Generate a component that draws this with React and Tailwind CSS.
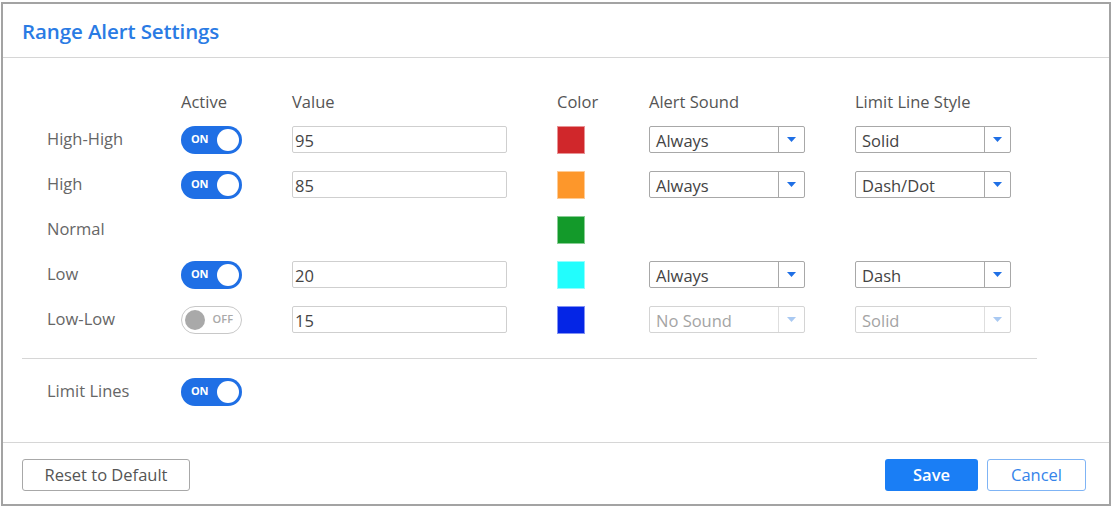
_ _ _ _
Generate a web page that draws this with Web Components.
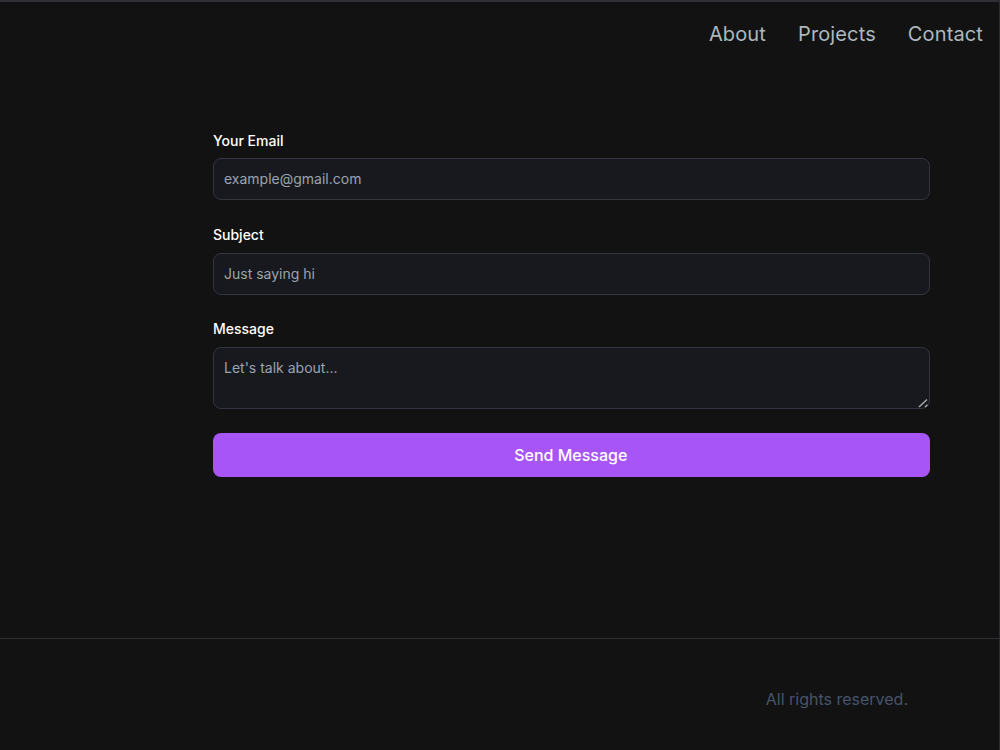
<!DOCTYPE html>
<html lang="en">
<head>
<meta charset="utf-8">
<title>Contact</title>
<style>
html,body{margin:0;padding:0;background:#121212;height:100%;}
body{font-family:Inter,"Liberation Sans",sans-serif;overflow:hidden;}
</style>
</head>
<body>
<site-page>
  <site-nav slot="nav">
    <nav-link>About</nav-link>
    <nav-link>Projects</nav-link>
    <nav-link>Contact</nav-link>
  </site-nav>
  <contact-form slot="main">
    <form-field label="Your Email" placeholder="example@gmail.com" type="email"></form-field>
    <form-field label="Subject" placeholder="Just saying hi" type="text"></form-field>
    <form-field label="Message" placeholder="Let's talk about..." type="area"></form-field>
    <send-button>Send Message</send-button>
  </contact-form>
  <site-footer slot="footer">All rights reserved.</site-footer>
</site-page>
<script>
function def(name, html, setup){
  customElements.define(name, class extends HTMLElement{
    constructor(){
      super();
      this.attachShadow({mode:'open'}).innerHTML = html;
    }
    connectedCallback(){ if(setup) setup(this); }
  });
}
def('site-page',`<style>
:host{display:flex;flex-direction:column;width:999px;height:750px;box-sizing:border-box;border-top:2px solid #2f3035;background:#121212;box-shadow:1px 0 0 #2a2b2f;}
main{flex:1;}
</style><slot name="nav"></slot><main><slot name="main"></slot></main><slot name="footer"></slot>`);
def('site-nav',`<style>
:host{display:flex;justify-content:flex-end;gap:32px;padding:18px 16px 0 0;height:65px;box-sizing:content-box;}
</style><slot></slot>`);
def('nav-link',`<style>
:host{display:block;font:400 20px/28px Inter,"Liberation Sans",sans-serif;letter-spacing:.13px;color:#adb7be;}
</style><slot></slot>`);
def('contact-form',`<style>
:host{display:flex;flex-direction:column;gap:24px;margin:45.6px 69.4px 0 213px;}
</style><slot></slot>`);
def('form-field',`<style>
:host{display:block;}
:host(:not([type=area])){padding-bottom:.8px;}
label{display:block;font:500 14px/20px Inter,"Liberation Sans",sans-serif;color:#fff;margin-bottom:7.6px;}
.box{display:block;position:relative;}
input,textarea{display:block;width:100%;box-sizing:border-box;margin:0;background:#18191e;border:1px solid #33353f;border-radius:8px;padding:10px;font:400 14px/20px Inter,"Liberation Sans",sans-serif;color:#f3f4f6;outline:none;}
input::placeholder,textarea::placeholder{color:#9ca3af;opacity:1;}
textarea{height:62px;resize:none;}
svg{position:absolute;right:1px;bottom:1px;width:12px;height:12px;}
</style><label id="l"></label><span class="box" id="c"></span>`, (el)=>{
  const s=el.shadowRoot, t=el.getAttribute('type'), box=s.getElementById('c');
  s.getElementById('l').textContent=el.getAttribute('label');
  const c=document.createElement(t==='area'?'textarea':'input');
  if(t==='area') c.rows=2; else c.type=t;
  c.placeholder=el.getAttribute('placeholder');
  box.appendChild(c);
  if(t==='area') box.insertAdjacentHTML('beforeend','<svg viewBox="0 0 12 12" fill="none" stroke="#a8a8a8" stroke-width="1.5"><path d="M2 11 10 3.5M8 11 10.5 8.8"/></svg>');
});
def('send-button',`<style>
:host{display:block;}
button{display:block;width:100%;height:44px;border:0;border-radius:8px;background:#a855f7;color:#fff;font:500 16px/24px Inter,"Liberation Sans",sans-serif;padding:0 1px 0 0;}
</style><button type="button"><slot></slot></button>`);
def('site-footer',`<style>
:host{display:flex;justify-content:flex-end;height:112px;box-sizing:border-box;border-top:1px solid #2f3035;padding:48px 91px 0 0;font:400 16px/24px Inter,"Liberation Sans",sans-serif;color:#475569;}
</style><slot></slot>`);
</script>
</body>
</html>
_ _ _ _
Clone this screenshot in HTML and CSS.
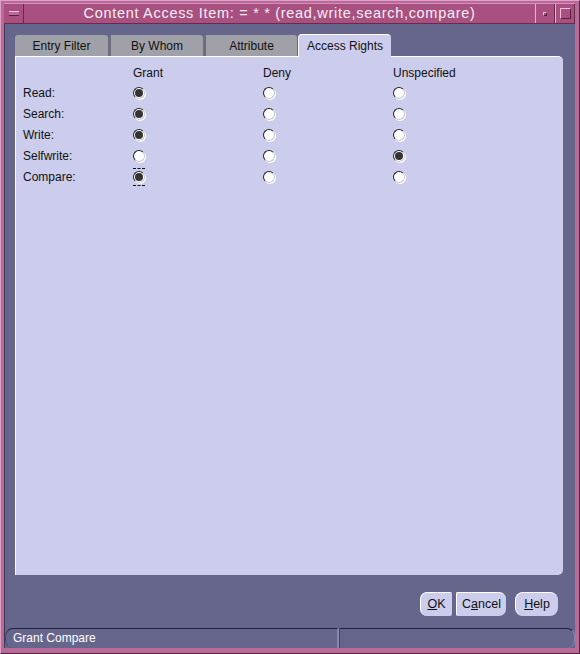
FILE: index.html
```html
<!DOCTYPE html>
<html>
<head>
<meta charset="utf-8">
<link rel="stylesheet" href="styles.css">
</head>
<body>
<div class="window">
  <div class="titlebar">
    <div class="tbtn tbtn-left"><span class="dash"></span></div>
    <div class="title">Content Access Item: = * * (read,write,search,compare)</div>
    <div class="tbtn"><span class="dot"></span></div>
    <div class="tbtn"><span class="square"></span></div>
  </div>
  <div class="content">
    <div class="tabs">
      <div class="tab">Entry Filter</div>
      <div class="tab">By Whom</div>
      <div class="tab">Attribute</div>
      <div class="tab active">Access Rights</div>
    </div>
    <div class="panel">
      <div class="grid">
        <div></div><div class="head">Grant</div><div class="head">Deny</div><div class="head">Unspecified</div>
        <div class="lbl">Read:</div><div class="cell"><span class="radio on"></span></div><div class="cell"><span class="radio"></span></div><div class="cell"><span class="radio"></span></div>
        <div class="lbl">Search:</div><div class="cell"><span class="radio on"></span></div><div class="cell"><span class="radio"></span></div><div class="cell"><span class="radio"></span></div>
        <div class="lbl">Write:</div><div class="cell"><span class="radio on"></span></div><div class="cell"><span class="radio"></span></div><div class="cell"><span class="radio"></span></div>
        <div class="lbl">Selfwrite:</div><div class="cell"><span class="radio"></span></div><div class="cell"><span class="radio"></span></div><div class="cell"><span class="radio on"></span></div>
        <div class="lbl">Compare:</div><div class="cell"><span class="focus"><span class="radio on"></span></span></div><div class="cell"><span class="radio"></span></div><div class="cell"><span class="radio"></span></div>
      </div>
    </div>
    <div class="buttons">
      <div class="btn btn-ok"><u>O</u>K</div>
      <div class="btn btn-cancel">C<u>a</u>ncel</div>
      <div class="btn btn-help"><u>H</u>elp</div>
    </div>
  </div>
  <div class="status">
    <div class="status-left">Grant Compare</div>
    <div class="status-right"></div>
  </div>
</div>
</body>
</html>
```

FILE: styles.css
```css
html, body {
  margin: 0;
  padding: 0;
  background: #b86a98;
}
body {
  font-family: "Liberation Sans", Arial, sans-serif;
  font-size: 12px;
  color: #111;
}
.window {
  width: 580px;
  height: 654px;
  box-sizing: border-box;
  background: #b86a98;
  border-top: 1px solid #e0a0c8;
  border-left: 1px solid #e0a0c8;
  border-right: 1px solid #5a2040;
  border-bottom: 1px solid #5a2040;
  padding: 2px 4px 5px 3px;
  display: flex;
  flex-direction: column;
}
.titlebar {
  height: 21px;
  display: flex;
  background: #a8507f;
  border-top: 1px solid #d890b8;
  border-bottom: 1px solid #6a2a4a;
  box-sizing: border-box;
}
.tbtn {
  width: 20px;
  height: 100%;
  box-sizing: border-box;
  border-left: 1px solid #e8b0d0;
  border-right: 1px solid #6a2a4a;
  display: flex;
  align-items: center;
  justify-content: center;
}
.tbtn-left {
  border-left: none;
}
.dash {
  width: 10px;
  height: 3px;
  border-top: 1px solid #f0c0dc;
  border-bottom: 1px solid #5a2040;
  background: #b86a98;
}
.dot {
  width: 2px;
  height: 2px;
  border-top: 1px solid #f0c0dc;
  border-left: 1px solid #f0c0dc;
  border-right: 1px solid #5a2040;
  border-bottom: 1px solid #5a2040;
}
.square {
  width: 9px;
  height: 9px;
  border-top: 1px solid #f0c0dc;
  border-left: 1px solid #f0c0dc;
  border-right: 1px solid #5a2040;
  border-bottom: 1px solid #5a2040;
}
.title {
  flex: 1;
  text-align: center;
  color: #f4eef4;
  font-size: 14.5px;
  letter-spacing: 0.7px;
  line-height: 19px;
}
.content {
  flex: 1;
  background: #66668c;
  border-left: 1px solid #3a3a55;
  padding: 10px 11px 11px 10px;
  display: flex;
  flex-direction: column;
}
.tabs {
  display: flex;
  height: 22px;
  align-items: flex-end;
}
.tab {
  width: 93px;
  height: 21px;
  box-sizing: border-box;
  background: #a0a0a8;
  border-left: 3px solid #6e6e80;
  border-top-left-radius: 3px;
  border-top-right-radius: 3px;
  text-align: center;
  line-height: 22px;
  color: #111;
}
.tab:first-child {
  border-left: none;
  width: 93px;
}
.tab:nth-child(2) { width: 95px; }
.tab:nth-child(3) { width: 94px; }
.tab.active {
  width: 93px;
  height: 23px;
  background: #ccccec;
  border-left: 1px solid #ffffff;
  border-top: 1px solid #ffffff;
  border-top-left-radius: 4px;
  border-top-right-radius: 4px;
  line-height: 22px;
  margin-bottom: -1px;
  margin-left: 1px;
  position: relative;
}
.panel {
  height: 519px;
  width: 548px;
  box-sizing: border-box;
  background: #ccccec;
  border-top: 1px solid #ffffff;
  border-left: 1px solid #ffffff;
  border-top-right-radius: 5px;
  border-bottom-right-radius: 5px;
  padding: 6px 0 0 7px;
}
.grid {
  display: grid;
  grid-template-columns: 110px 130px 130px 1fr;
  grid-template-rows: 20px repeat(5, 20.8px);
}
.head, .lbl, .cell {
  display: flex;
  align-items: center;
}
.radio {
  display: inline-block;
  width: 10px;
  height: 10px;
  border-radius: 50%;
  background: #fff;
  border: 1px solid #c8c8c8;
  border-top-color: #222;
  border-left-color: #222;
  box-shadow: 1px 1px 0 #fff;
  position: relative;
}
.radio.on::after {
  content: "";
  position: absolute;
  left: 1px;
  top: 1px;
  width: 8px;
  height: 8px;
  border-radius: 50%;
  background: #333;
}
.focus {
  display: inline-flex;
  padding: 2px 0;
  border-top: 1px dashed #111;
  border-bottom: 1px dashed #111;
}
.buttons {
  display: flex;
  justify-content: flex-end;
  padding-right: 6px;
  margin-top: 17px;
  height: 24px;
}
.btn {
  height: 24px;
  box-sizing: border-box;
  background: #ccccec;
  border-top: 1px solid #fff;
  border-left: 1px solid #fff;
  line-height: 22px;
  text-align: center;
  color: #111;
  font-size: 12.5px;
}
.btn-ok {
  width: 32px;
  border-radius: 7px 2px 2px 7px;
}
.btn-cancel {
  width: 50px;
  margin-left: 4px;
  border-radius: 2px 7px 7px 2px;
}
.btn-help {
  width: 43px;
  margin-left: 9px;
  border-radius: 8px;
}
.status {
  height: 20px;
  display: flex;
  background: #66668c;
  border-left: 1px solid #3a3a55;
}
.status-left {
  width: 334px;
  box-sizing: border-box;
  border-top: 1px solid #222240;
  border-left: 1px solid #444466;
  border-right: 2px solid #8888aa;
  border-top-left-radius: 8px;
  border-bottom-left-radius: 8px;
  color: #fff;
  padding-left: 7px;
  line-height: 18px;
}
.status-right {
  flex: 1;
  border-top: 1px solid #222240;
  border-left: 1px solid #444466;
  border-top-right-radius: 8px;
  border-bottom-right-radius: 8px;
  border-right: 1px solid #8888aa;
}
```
_ _ _ _
EXERCISE GOAL: Search the listing for the word "draws" and return each line that holds it.

REPLY:
Generate a component that draws this with React and Tailwind CSS.
Generate a web page that draws this with Web Components.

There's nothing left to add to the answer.